Aim of the task:
In the data that follows, count each line holding the string "components"; answer with the number only.

# Start of Stored data

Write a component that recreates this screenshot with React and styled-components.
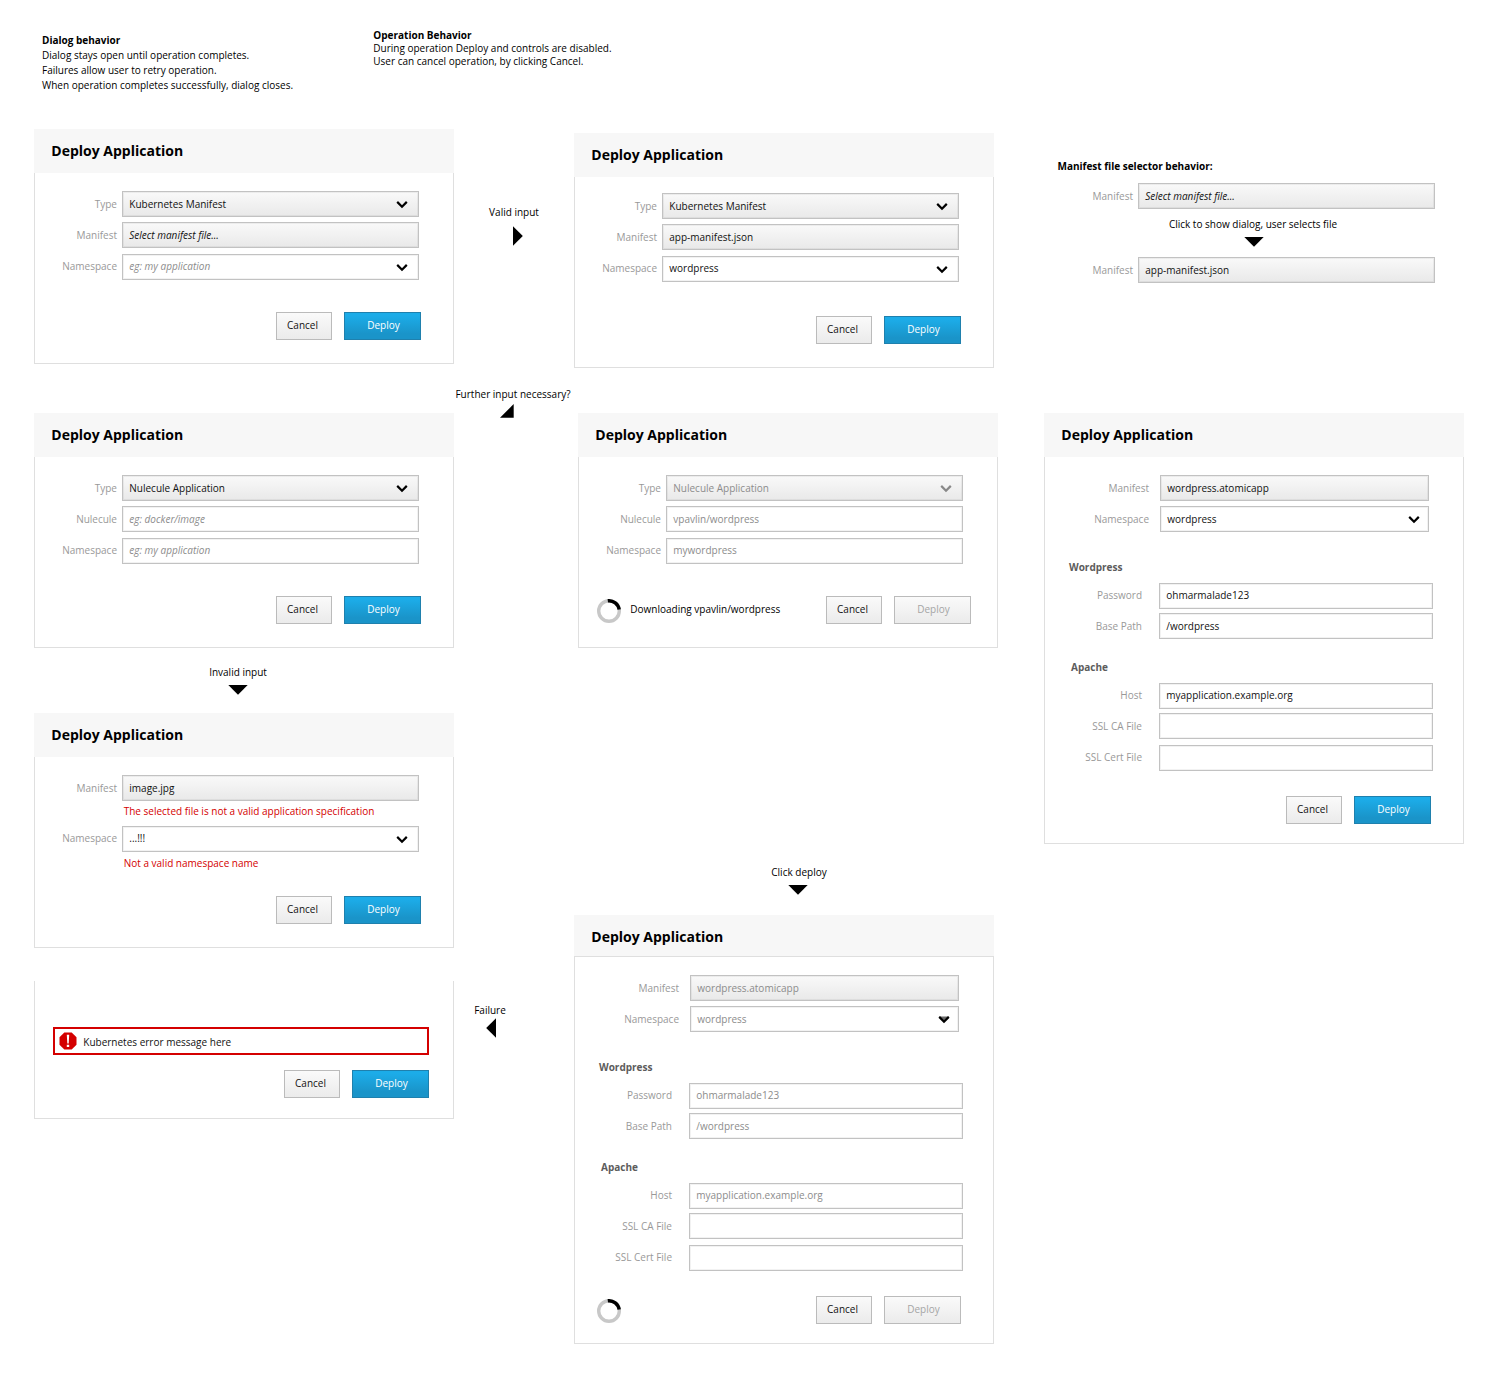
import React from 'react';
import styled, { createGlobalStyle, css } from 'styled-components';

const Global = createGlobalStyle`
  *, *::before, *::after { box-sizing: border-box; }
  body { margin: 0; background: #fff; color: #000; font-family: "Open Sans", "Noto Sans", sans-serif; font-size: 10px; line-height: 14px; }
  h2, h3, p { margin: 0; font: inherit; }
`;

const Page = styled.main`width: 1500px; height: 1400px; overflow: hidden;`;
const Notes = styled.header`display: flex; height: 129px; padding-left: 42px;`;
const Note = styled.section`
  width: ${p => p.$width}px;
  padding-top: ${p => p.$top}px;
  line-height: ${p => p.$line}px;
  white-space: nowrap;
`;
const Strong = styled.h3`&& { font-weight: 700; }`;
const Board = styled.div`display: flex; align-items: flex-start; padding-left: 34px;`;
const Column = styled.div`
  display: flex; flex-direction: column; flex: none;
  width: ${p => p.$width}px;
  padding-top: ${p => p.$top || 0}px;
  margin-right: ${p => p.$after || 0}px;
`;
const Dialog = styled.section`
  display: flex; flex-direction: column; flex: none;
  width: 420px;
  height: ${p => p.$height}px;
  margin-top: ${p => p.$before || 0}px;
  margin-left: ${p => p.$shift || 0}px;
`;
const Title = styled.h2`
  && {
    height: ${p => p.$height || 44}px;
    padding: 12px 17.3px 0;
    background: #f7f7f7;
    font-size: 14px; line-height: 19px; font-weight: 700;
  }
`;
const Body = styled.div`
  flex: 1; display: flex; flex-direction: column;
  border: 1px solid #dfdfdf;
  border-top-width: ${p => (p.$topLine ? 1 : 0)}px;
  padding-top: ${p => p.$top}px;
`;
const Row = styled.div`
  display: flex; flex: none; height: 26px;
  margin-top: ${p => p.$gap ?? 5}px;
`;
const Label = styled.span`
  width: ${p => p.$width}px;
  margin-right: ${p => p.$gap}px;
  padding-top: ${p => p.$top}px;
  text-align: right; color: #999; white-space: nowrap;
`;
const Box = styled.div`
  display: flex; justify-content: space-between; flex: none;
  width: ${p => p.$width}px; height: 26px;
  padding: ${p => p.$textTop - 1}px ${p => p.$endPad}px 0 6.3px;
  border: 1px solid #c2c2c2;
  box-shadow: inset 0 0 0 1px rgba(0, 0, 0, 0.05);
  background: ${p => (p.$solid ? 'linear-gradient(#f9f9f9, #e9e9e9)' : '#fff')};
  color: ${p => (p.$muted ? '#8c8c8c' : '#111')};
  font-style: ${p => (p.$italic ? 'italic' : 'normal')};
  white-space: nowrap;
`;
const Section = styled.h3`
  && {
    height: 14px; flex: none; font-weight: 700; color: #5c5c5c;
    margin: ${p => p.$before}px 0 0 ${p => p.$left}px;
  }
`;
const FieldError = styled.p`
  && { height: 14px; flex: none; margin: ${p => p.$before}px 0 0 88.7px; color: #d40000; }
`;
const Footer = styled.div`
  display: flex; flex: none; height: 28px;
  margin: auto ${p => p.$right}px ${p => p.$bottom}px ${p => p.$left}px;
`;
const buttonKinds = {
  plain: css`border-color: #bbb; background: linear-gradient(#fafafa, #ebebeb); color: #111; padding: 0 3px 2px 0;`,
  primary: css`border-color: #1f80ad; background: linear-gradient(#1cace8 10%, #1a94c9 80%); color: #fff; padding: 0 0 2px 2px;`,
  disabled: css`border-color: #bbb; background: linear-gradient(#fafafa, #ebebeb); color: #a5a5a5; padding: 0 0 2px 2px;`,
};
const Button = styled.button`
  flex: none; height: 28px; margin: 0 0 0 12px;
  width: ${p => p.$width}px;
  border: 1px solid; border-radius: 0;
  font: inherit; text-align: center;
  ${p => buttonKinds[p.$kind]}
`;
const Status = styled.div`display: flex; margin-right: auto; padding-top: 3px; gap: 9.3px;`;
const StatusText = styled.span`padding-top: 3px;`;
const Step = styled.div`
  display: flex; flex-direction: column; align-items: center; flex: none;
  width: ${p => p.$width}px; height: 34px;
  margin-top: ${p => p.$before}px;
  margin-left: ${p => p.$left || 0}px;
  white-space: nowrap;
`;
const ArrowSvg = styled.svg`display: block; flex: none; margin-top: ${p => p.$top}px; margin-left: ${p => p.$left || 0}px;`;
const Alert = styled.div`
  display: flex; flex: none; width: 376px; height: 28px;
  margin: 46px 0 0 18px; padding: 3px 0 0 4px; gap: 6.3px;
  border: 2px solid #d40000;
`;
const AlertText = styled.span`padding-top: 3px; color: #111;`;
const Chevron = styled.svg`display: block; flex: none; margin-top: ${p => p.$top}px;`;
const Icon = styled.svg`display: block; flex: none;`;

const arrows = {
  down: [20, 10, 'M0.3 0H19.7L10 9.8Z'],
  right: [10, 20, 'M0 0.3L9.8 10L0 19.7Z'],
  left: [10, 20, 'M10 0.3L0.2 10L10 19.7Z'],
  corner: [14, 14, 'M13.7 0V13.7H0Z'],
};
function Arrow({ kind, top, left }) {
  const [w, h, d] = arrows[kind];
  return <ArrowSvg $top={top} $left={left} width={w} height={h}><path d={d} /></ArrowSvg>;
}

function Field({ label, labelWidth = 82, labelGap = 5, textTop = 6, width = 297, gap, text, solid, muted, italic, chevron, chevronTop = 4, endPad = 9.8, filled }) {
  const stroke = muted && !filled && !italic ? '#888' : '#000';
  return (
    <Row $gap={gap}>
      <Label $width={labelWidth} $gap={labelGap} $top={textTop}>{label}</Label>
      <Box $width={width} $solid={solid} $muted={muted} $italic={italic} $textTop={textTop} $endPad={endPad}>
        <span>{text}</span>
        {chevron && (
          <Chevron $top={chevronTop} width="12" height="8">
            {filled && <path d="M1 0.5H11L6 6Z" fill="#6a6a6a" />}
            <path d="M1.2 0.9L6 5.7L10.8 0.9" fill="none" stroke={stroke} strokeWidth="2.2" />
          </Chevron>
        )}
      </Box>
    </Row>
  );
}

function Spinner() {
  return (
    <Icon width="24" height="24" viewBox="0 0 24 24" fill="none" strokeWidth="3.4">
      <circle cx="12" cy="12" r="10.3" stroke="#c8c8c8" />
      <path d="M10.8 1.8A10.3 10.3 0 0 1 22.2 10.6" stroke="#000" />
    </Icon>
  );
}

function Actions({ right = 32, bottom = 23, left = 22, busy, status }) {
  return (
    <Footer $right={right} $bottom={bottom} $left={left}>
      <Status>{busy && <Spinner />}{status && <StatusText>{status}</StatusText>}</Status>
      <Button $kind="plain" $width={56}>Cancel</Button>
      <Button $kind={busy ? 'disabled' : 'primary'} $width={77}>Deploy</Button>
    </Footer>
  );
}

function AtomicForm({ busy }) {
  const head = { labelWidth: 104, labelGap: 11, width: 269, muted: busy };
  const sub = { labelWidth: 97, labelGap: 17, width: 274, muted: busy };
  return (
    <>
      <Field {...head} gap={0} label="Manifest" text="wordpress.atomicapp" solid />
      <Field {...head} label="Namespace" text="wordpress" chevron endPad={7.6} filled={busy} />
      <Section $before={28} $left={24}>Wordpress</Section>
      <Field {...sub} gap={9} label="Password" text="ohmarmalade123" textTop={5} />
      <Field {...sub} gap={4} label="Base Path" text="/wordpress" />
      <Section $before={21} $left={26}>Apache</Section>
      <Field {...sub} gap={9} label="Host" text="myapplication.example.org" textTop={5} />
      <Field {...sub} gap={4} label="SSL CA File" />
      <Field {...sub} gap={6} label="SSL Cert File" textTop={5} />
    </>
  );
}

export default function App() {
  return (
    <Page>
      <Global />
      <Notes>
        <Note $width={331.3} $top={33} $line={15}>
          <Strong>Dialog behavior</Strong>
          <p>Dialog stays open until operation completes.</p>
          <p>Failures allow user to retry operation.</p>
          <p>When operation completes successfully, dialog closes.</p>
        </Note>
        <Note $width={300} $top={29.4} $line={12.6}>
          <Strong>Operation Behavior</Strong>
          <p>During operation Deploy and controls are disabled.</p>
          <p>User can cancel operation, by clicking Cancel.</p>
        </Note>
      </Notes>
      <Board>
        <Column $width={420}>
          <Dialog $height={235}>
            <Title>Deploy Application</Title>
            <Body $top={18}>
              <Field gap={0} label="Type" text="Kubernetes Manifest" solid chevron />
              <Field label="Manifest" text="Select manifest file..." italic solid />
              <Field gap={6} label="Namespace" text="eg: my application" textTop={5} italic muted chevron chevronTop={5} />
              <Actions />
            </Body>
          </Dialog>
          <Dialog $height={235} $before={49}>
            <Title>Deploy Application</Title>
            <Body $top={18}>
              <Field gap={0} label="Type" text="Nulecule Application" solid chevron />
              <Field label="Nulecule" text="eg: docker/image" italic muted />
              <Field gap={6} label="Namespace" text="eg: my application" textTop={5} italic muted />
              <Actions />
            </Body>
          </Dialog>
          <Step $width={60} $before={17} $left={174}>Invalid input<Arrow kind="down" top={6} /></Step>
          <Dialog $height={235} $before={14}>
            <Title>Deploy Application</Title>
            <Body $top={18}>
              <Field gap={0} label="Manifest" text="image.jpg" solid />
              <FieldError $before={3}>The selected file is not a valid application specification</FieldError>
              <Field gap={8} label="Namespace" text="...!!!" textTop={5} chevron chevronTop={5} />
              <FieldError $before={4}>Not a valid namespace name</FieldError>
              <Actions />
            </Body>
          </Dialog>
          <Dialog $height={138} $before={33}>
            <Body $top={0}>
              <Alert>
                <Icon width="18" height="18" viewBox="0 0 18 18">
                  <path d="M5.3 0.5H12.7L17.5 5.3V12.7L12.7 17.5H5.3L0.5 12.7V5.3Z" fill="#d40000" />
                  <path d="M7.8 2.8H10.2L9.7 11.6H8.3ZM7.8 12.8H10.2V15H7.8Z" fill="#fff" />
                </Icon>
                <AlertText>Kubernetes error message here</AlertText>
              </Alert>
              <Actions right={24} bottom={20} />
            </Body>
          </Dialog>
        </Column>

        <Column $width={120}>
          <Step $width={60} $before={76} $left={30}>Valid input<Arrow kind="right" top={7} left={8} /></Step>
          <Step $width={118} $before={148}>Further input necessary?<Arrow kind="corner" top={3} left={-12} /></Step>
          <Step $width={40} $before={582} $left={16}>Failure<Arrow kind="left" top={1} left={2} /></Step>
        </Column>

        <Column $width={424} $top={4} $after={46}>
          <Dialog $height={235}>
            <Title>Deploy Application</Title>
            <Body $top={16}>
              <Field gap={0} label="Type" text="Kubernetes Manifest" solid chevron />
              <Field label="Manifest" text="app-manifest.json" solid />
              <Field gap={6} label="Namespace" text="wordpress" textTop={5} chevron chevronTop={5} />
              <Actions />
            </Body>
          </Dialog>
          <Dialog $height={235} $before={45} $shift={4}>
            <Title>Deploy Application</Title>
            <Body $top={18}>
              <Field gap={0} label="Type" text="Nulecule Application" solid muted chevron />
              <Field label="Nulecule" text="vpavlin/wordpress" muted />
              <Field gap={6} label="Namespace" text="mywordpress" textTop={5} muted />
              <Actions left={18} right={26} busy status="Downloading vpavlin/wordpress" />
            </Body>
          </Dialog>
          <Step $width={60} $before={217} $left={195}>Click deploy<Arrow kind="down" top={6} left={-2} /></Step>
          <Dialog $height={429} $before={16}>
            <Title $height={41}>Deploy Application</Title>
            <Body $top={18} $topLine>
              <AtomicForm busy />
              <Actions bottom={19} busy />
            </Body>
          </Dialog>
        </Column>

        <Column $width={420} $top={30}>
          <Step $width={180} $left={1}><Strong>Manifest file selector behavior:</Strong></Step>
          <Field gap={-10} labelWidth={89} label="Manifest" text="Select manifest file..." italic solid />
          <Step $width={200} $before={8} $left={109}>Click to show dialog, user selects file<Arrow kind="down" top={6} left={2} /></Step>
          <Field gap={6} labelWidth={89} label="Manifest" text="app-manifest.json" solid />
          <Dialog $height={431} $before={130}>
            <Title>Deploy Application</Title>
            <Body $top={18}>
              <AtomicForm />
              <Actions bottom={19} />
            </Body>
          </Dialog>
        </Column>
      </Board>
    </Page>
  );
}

# End of Stored data

Solution for this exercise:
2